A frase foi dita durante um ato público preparatório para a missa de 7º Dia em memória do sindicalista Wilson Pinheiro, assassinado uma semana antes, na sede do Sindicato dos Trabalhadores Rurais de Brasileia, na rua Geny Assis, centro da cidade na qual, à época, viviam menos de duas mil almas. Pinheiro, cujo nome batiza a fundação de altos estudos do PT em nível nacional, foi abatido dentro da sede do Sindicato dos Trabalhadores Rurais (STR) por um atirador que se aproveitou da energia elétrica claudicante e da luz fraca da rua que o protegia na semiescuridão para acertar três tiros no corpo do sindicalista – uma das balas varou aquele corpanzil de quase 2 metros de altura e foi alojar-se numa tábua da sede do sindicato a qual é exibida até hoje como prova de uma noite que, 40 anos depois, ainda não acabou.

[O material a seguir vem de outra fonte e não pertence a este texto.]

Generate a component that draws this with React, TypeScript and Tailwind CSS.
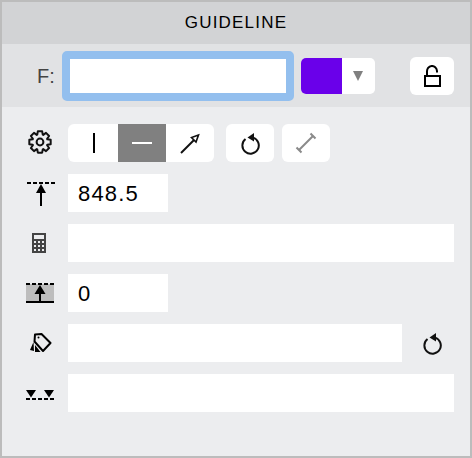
import type { ReactNode } from "react";

const FONT = { fontFamily: '"Liberation Sans", Arial, sans-serif' };

// 8 tooth cog outline, centred on 12,12
function cogPath() {
  const teeth = 8;
  const pts: string[] = [];
  for (let i = 0; i < teeth; i++) {
    const a = (i / teeth) * Math.PI * 2;
    const spots: [number, number][] = [
      [7.8, -0.36],
      [10.9, -0.2],
      [10.9, 0.2],
      [7.8, 0.36],
    ];
    for (const [r, d] of spots) {
      const x = 12 + r * Math.sin(a + d);
      const y = 12 - r * Math.cos(a + d);
      pts.push(`${x.toFixed(2)} ${y.toFixed(2)}`);
    }
  }
  return `M${pts.join(" L")} Z`;
}

function UndoIcon() {
  return (
    <svg width="22" height="24" viewBox="0 0 22 24" fill="none" stroke="#111" strokeWidth="2">
      <path d="M6.5 8 A8.2 8.2 0 1 0 14 6.6" />
      <path d="M15 2 L8.5 6.5 L15 10.5 Z" fill="#111" stroke="none" />
    </svg>
  );
}

function RowIcon({ children }: { children: ReactNode }) {
  return <div className="flex w-[56px] shrink-0 items-center justify-center">{children}</div>;
}

function TextBox({ value, className }: { value?: string; className: string }) {
  return (
    <div className={`flex h-[38px] items-center bg-white pl-[10px] text-[22px] tracking-[1.2px] text-black ${className}`}>
      {value}
    </div>
  );
}

export default function App() {
  return (
    <div style={FONT} className="flex h-[458px] w-[472px] flex-col border-2 border-[#bcbcbc] bg-[#ecedef]">
      <div className="flex h-[42px] shrink-0 items-center justify-center bg-[#d2d3d5] text-[17px] tracking-[1.2px] text-black">
        GUIDELINE
      </div>

      <div className="flex h-[63px] shrink-0 items-center bg-[#e1e2e4] pl-[35px]">
        <span className="text-[20px] text-[#444]">F:</span>
        <div className="ml-[7px] h-[50px] w-[232px] rounded-[5px] border-[8px] border-[#93bfee] bg-white" />
        <div className="ml-[7px] flex h-[36px] w-[74px] overflow-hidden rounded-[5px] bg-white">
          <div className="w-[41px] bg-[#6a00ea]" />
          <div className="flex flex-1 items-center justify-center">
            <div className="h-0 w-0 border-x-[5px] border-t-[10px] border-x-transparent border-t-[#808080]" />
          </div>
        </div>
        <div className="ml-[35px] flex h-[38px] w-[44px] items-center justify-center rounded-[6px] bg-white">
          <svg width="18" height="22" viewBox="0 0 18 22" fill="none" stroke="#000" strokeWidth="2">
            <rect x="2" y="11" width="15" height="10" />
            <path d="M4 11 V7 A5 5.5 0 0 1 14 6 V7.5" />
          </svg>
        </div>
      </div>

      <div className="flex flex-col gap-[12px] pt-[17px]">
        <div className="flex items-center">
          <RowIcon>
            <svg width="24" height="24" viewBox="0 0 24 24" fill="none" stroke="#111" strokeWidth="2" strokeLinejoin="round" className="mb-[3px] ml-[20px]">
              <path d={cogPath()} />
              <circle cx="12" cy="12" r="3.4" />
            </svg>
          </RowIcon>
          <div className="ml-[10px] flex h-[38px] w-[146px] overflow-hidden rounded-[6px] bg-white">
            <div className="flex w-[50px] items-center justify-center">
              <div className="ml-[2px] h-[20px] w-[2px] bg-black" />
            </div>
            <div className="flex w-[48px] items-center justify-center bg-[#808080]">
              <div className="h-[2px] w-[20px] bg-white" />
            </div>
            <div className="flex w-[48px] items-center justify-center">
              <svg width="22" height="22" viewBox="0 0 22 22" fill="none" stroke="#111" strokeWidth="2">
                <path d="M2 21 L15 8" />
                <path d="M19.5 3 L12.5 5.5 L17 10 Z" strokeWidth="1.6" />
              </svg>
            </div>
          </div>
          <div className="ml-[12px] flex h-[38px] w-[48px] items-center justify-center rounded-[6px] bg-white">
            <UndoIcon />
          </div>
          <div className="ml-[8px] flex h-[38px] w-[48px] items-center justify-center rounded-[6px] bg-white">
            <svg width="22" height="22" viewBox="0 0 22 22" fill="none" stroke="#8a8a8a" strokeWidth="2">
              <path d="M4 18 L18 4" />
              <path d="M1.5 15.5 L6.5 20.5 M15.5 1.5 L20.5 6.5" />
            </svg>
          </div>
        </div>

        <div className="flex items-center">
          <RowIcon>
            <svg width="28" height="24" viewBox="0 0 28 24" className="mt-[2px] ml-[22px]" stroke="#000" fill="none">
              <path d="M0 1 H28" strokeWidth="2" strokeDasharray="4 2" />
              <path d="M14 8 V24" strokeWidth="2" />
              <path d="M14 2 L9 11 H19 Z" fill="#000" stroke="none" />
            </svg>
          </RowIcon>
          <TextBox value="848.5" className="ml-[10px] w-[100px]" />
        </div>

        <div className="flex items-center">
          <RowIcon>
            <svg width="14" height="20" viewBox="0 0 14 20" className="ml-[18px]">
              <path
                fillRule="evenodd"
                fill="#444"
                d="M0 0 H14 V20 H0 Z M2 2 V6 H12 V2 Z M2 8 V10 H4 V8 Z M6 8 V10 H8 V8 Z M10 8 V10 H12 V8 Z M2 12 V14 H4 V12 Z M6 12 V14 H8 V12 Z M10 12 V14 H12 V12 Z M2 16 V18 H4 V16 Z M6 16 V18 H8 V16 Z M10 16 V18 H12 V16 Z"
              />
            </svg>
          </RowIcon>
          <TextBox className="ml-[10px] w-[386px]" />
        </div>

        <div className="flex items-center">
          <RowIcon>
            <svg width="28" height="20" viewBox="0 0 28 20" className="ml-[20px]" fill="none" stroke="#000">
              <rect x="0" y="1" width="28" height="18" fill="#bdbdbd" stroke="none" />
              <path d="M0 1 H28" strokeWidth="2" strokeDasharray="4 2" />
              <path d="M0 19 H28" strokeWidth="2" />
              <path d="M14 10 V19" strokeWidth="2" />
              <path d="M14 2 L8.5 11 H19.5 Z" fill="#000" stroke="none" />
            </svg>
          </RowIcon>
          <TextBox value="0" className="ml-[10px] w-[100px]" />
        </div>

        <div className="flex items-center">
          <RowIcon>
            <svg width="22" height="20" viewBox="0 0 22 20" className="ml-[22px]" fill="none">
              <path d="M3.5 9 L0 17 L4 18 Z" fill="#000" />
              <path d="M5 12 L5 19 L10.5 19 Z" fill="#000" />
              <path d="M5 1.5 L11.5 1 L20.5 10 L13 18 L4.5 8.5 Z" stroke="#000" strokeWidth="2" strokeLinejoin="round" />
              <circle cx="8.5" cy="4.5" r="1" fill="#000" />
            </svg>
          </RowIcon>
          <TextBox className="ml-[10px] w-[334px]" />
          <div className="ml-[19px] flex">
            <UndoIcon />
          </div>
        </div>

        <div className="flex items-center">
          <RowIcon>
            <svg width="28" height="10" viewBox="0 0 28 10" className="mt-[4px] ml-[20px]" stroke="#000" fill="none">
              <path d="M0 0 H10 L5 7.5 Z" fill="#000" stroke="none" />
              <path d="M18 0 H28 L23 7.5 Z" fill="#000" stroke="none" />
              <path d="M0 9 H28" strokeWidth="2" strokeDasharray="4 2" />
            </svg>
          </RowIcon>
          <TextBox className="ml-[10px] w-[386px]" />
        </div>
      </div>
    </div>
  );
}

O atirador misterioso, mesmo após quatro décadas, nunca foi descoberto.
Sobre um caminhão improvisado como palanque, um Lula de cabelos esgrouvinhados e balançando ao vento, com a barba longa enegrecida, rosto franzido, carrancudo, a típica cara de poucos amigos, era a imagem da tensão que impregnava o ar daqueles dias nem tão distantes. Ao lado de Lula, sindicalistas como Chico Mendes, Jacob Bittar. João Maia e outros que também seriam presos por causa daquela frase. Afinal, mal acabado o ato público e com Lula já embarcado num avião monomotor de volta a Rio Branco para retornar depois a São Paulo, morria um homem, crivado de balas, com mais de 50 tiros. Era Nilo Sérgio de Oliveira, o “Nilão”, então gerente da “Fazenda Nova Promissão”, apontado como o principal interessado ou mandante da morte de Wilson Pinheiro e de outros sindicalistas que participavam das lutas pela posse da terra na região.
No entendimento das autoridades que apuraram a morte de “Nilão”, encorajados pela frase emblemática de Lula, que também disse estar cansado de andar o país “enterrando companheiros” e que, portanto, estava na hora de a onça beber água, os trabalhadores que assistiam ao discurso do líder decidiram vingar-se e lincharam o capataz de fazenda. Desde então, Brasileia entrou na agenda nacional do PT e marcou a biografia de Lula como uma espécie de sinal na pele.